(Front-end source files)
┌──
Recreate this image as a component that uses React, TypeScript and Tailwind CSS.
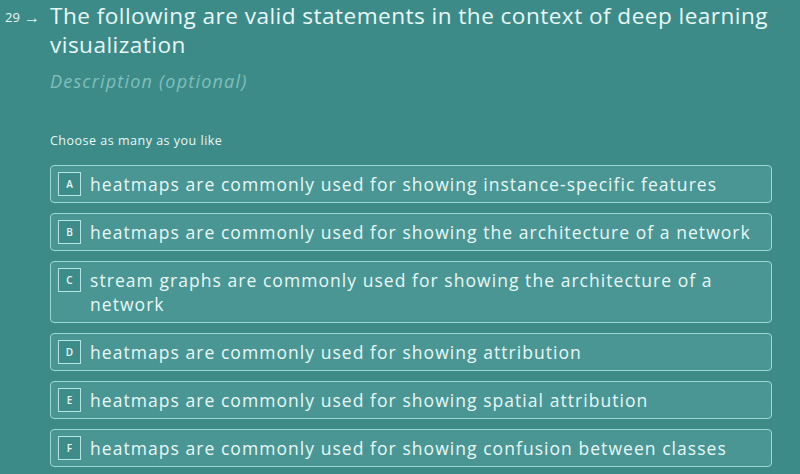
import React from "react";

const options = [
  { k: "A", t: "heatmaps are commonly used for showing instance-specific features" },
  { k: "B", t: "heatmaps are commonly used for showing the architecture of a network" },
  { k: "C", t: "stream graphs are commonly used for showing the architecture of a network" },
  { k: "D", t: "heatmaps are commonly used for showing attribution" },
  { k: "E", t: "heatmaps are commonly used for showing spatial attribution" },
  { k: "F", t: "heatmaps are commonly used for showing confusion between classes" },
];

export default function App() {
  return (
    <div
      className="w-[800px] h-[474px] overflow-hidden bg-[#3c8b88] text-[#e8f8f6]"
      style={{ fontFamily: '"Open Sans", "Noto Sans", sans-serif' }}
    >
      <div className="flex">
        <div className="w-[50px] shrink-0 pl-[5px] flex items-center h-[20px] mt-[7px] gap-[4px]">
          <span className="text-[13px] leading-[20px]">29</span>
          <span className="text-[16px] leading-[20px]">→</span>
        </div>
        <div className="flex-1">
          <div className="text-[22.6px] leading-[29px] font-medium tracking-[0.45px] pt-[1px]">
            The following are valid statements in the context of deep learning visualization
          </div>
          <div className="mt-[9px] text-[18px] italic text-[#80bfbd] leading-[26px] tracking-[1.2px]">
            Description (optional)
          </div>
          <div className="mt-[38px] text-[12.5px] leading-[18px] tracking-[0.5px]">Choose as many as you like</div>
          <div className="mt-[15px] flex flex-col gap-[10px] w-[722px]">
            {options.map((o) => (
              <div
                key={o.k}
                className="flex items-start gap-[9px] rounded-[4px] border border-[#9ad6d4] bg-[#4a9694] pl-[7px] pr-[3px] py-[6px]"
              >
                <div className="w-[23px] h-[24px] shrink-0 border border-[#b6e6e4] bg-[#3e8c89] flex items-center justify-center text-[10px] font-semibold">
                  {o.k}
                </div>
                <div className="flex-1 text-[17.5px] leading-[24px] font-medium tracking-[1.05px]">{o.t}</div>
              </div>
            ))}
          </div>
        </div>
      </div>
    </div>
  );
}
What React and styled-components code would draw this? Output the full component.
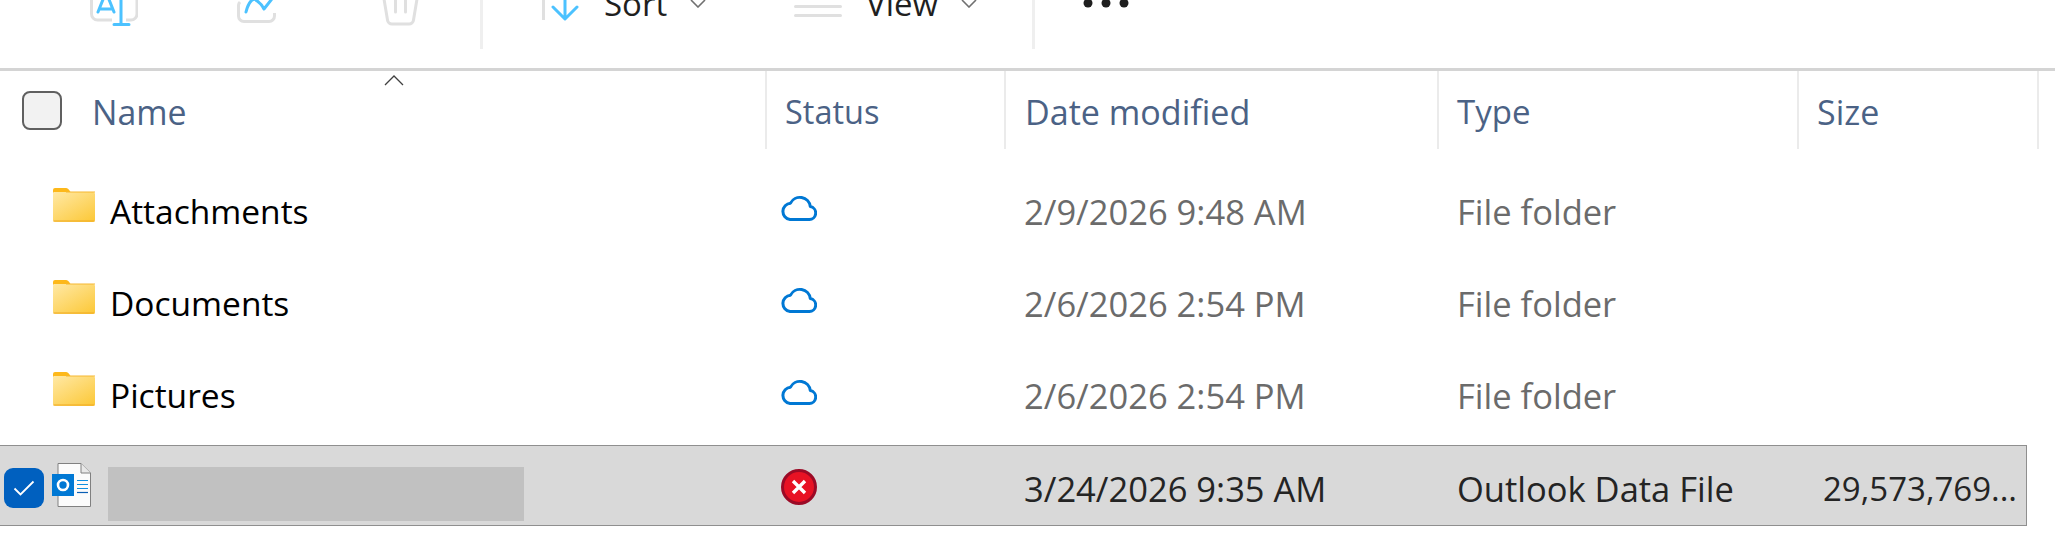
import React from 'react';
import styled, { createGlobalStyle } from 'styled-components';

const Global = createGlobalStyle`
  html, body { margin: 0; padding: 0; background: #fff; overflow: hidden; }
  body { font-family: "Open Sans", "Noto Sans", sans-serif; }
`;

const Page = styled.div`
  width: 2055px;
  height: 553px;
  overflow: hidden;
  background: #fff;
`;

const Toolbar = styled.div`
  height: 68px;
  display: flex;
  align-items: flex-start;
  overflow: hidden;
  border-bottom: 3px solid #d4d4d4;
`;

const ToolIcon = styled.svg`
  flex: none;
  display: block;
  margin-left: ${p => p.$left}px;
  margin-top: -20px;
`;

const ToolSeparator = styled.div`
  flex: none;
  width: 3px;
  height: 49px;
  background: #efefef;
  margin-left: ${p => p.$left}px;
`;

const ToolLabel = styled.span`
  flex: none;
  font-size: 33px;
  line-height: 44px;
  height: 44px;
  margin-top: -18px;
  margin-left: ${p => p.$left}px;
  width: ${p => p.$width}px;
  color: #1f1f1f;
`;

const DotsIcon = styled.svg`
  flex: none;
  display: block;
  margin-left: ${p => p.$left}px;
`;

const HeaderRow = styled.div`
  display: grid;
  grid-template-columns: 767px 239px 433px 360px 240px;
  width: 2039px;
  height: 78px;
  position: relative;
`;

const HeaderCell = styled.div`
  box-sizing: border-box;
  display: flex;
  align-items: center;
  height: 78px;
  padding-left: ${p => p.$pad || 18}px;
  padding-top: 3px;
  font-size: ${p => p.$size || 33}px;
  color: #4b6285;
  border-right: 2px solid #ebebeb;
`;

const NameHeader = styled(HeaderCell)`
  gap: 30px;
`;

const SortCaret = styled.svg`
  position: absolute;
  left: 384px;
  top: 4px;
`;

const HeaderCheck = styled.div`
  box-sizing: border-box;
  width: 40px;
  height: 39px;
  margin-top: -3px;
  border: 2px solid #606060;
  border-radius: 8px;
  background: #f2f2f2;
`;

const RowList = styled.div`
  padding-top: 17px;
`;

const Row = styled.div`
  box-sizing: border-box;
  display: grid;
  grid-template-columns: 766px 239px 433px 360px 229px;
  height: 92px;
  width: 2027px;
  align-items: center;
  color: #6b6b6b;
`;

const SelectedRow = styled(Row)`
  height: 81px;
  margin-top: 3px;
  background: #d9d9d9;
  border: 1.5px solid #8f8f8f;
  border-left: none;
  color: #242424;
`;

const NameCell = styled.div`
  display: flex;
  align-items: center;
  padding-left: 53px;
  padding-bottom: 2px;
  color: #000;
  font-size: 33.5px;
`;

const SelectedNameCell = styled.div`
  display: flex;
  align-items: center;
  padding-left: 4px;
`;

const FolderGlyph = styled.svg`
  flex: none;
  margin-right: 15px;
  margin-top: -12px;
`;

const RowCheck = styled.div`
  flex: none;
  width: 40px;
  height: 40px;
  margin-top: 4px;
  border-radius: 9px;
  background: #0060bf;
  display: flex;
  align-items: center;
  justify-content: center;
`;

const FileGlyph = styled.svg`
  flex: none;
  margin-left: 8px;
  margin-top: -2px;
`;

const Redacted = styled.div`
  flex: none;
  width: 416px;
  height: 54px;
  margin-left: 17px;
  margin-top: 16px;
  background: #c1c1c1;
`;

const StatusCell = styled.div`
  display: flex;
  align-items: center;
  padding-left: 15px;
  margin-top: ${p => p.$shift}px;
`;

const TextCell = styled.div`
  padding-left: ${p => p.$pad}px;
  margin-top: ${p => p.$shift}px;
  font-size: ${p => p.$size || 34.5}px;
  white-space: nowrap;
`;

const Folder = () => (
  <FolderGlyph width="42" height="34" viewBox="0 0 42 34">
    <defs>
      <linearGradient id="fold" x1="0.1" y1="0" x2="0.9" y2="1">
        <stop offset="0" stopColor="#ffe7a0" />
        <stop offset="1" stopColor="#fcc93a" />
      </linearGradient>
    </defs>
    <path d="M2 0h11c1.500 0 2.500 1 3.500 2.500l1 1.500H2a2 2 0 0 0-2 2V2a2 2 0 0 1 2-2z" fill="#fdb81a" />
    <path d="M0 6a2 2 0 0 1 2-2h38a2 2 0 0 1 2 2v26a2 2 0 0 1-2 2H2a2 2 0 0 1-2-2z" fill="url(#fold)" />
    <path d="M0.500 33h41" stroke="#efaa24" strokeWidth="1.200" />
    <path d="M13 4h29" stroke="#f5b731" strokeWidth="1" />
  </FolderGlyph>
);

const Cloud = () => (
  <svg width="36" height="27" viewBox="0 0 36 27">
    <path
      d="M9 25.500h19a6.500 6.500 0 0 0 1.300-12.900A10.500 10.500 0 0 0 9.500 9.200 8.200 8.200 0 0 0 9 25.500z"
      fill="none"
      stroke="#0078d4"
      strokeWidth="3"
      strokeLinejoin="round"
    />
  </svg>
);

const ErrorBadge = () => (
  <svg width="36" height="36" viewBox="0 0 36 36">
    <circle cx="18" cy="18" r="16.500" fill="#e81224" stroke="#9b0a26" strokeWidth="3" />
    <path d="M12 12l12 12M24 12L12 24" stroke="#fff" strokeWidth="3.400" />
  </svg>
);

const OutlookFile = () => (
  <FileGlyph width="39" height="44" viewBox="0 0 39 44">
    <path d="M6 .5h23l9.500 9.500v33.500H6z" fill="#fbfbfb" stroke="#808080" strokeWidth="1" />
    <path d="M29 .5V10h9.500" fill="#e8e8e8" stroke="#808080" strokeWidth="1" />
    <path d="M25 17.500h11M25 21.500h11M25 25.500h11" stroke="#0f8fe0" strokeWidth="1.200" />
    <path d="M25 29.500h11" stroke="#0a5fb4" strokeWidth="1.200" />
    <rect x="0" y="11" width="22" height="22" fill="#0078d4" />
    <circle cx="11" cy="22" r="5" fill="none" stroke="#fff" strokeWidth="2.600" />
  </FileGlyph>
);

const rows = [
  { name: 'Attachments', date: '2/9/2026 9:48 AM' },
  { name: 'Documents', date: '2/6/2026 2:54 PM' },
  { name: 'Pictures', date: '2/6/2026 2:54 PM' },
];

export default function App() {
  return (
    <Page>
      <Global />
      <Toolbar>
        <ToolIcon $left={90} width="48" height="46" viewBox="0 0 48 46">
          <path d="M1.500 20v14a6 6 0 0 0 6 6H22M36 40h5a6 6 0 0 0 6-6V20" fill="none" stroke="#e0e0e0" strokeWidth="3" />
          <path d="M8 32L16 12l8 20M10 29h12" fill="none" stroke="#4cc2ff" strokeWidth="3" strokeLinecap="round" />
          <path d="M31 14v30M24 44.500h15" fill="none" stroke="#4cc2ff" strokeWidth="3" strokeLinecap="round" />
        </ToolIcon>
        <ToolIcon $left={99} width="40" height="44" viewBox="0 0 40 44">
          <path d="M3 22a5 5 0 0 0-1.500 4v10a5.500 5.500 0 0 0 5.500 5.500H32a5.500 5.500 0 0 0 5.500-5.500v-3" fill="none" stroke="#e0e0e0" strokeWidth="3" />
          <path d="M9 32c2-8 5-12 8-13 4 2 8 6 10 10l11-14" fill="none" stroke="#4cc2ff" strokeWidth="3" strokeLinecap="round" strokeLinejoin="round" />
        </ToolIcon>
        <ToolIcon $left={105} width="37" height="46" viewBox="0 0 37 46">
          <path d="M1.500 16l4 24a4.500 4.500 0 0 0 4.500 4h17a4.500 4.500 0 0 0 4.500-4l4-24" fill="none" stroke="#e0e0e0" strokeWidth="3" />
          <path d="M13.500 16v16M23.500 16v16" stroke="#e0e0e0" strokeWidth="3" strokeLinecap="round" />
        </ToolIcon>
        <ToolSeparator $left={61} />
        <ToolIcon $left={59} width="38" height="42" viewBox="0 0 38 42">
          <path d="M1.500 16v24" stroke="#e0e0e0" strokeWidth="3" />
          <path d="M23 14v24M11 27l12 12 12-12" fill="none" stroke="#4cc2ff" strokeWidth="3" strokeLinecap="round" strokeLinejoin="round" />
        </ToolIcon>
        <ToolLabel $left={24} $width={86}>Sort</ToolLabel>
        <ToolIcon $left={0} width="16" height="28" viewBox="0 0 16 28">
          <path d="M1 20l7 7 7-7" fill="none" stroke="#707070" strokeWidth="1.600" />
        </ToolIcon>
        <ToolIcon $left={88} width="48" height="38" viewBox="0 0 48 38">
          <path d="M1.500 26.500h45M1.500 35.500h45" stroke="#e0e0e0" strokeWidth="3" strokeLinecap="round" />
        </ToolIcon>
        <ToolLabel $left={24} $width={95}>View</ToolLabel>
        <ToolIcon $left={0} width="16" height="28" viewBox="0 0 16 28">
          <path d="M1 20l7 7 7-7" fill="none" stroke="#707070" strokeWidth="1.600" />
        </ToolIcon>
        <ToolSeparator $left={55} />
        <DotsIcon $left={48} width="50" height="10" viewBox="0 0 50 10">
          <circle cx="5" cy="3" r="4.500" fill="#1f1f1f" />
          <circle cx="23" cy="3" r="4.500" fill="#1f1f1f" />
          <circle cx="41" cy="3" r="4.500" fill="#1f1f1f" />
        </DotsIcon>
      </Toolbar>
      <HeaderRow>
        <NameHeader $size={33.8} $pad={22}>
          <HeaderCheck />
          Name
        </NameHeader>
        <HeaderCell $size={32.5}>Status</HeaderCell>
        <HeaderCell $size={34.1} $pad={19}>Date modified</HeaderCell>
        <HeaderCell $size={33}>Type</HeaderCell>
        <HeaderCell $size={34}>Size</HeaderCell>
        <SortCaret width="20" height="11" viewBox="0 0 20 11">
          <path d="M1 10l9-9 9 9" fill="none" stroke="#404040" strokeWidth="1.300" />
        </SortCaret>
      </HeaderRow>
      <RowList>
        {rows.map(r => (
          <Row key={r.name}>
            <NameCell>
              <Folder />
              {r.name}
            </NameCell>
            <StatusCell $shift={-10}><Cloud /></StatusCell>
            <TextCell $pad={19} $shift={-2}>{r.date}</TextCell>
            <TextCell $pad={19} $shift={-2}>File folder</TextCell>
            <TextCell $pad={19} $shift={-2} />
          </Row>
        ))}
        <SelectedRow>
          <SelectedNameCell>
            <RowCheck>
              <svg width="22" height="16" viewBox="0 0 22 16">
                <path d="M1.500 8.500l6 6L20.500 1.500" fill="none" stroke="#fff" strokeWidth="1.800" />
              </svg>
            </RowCheck>
            <OutlookFile />
            <Redacted />
          </SelectedNameCell>
          <StatusCell $shift={2}><ErrorBadge /></StatusCell>
          <TextCell $pad={19} $shift={6}>3/24/2026 9:35 AM</TextCell>
          <TextCell $pad={19} $shift={6}>Outlook Data File</TextCell>
          <TextCell $pad={25} $shift={6} $size={33}>29,573,769...</TextCell>
        </SelectedRow>
      </RowList>
    </Page>
  );
}
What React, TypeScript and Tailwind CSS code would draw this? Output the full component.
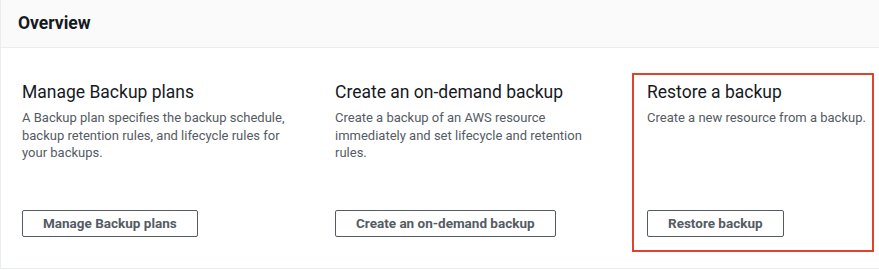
└──
In the listing, find every line with the word "code" and state how many there are, nothing more.

▶ **Result of this task**:
2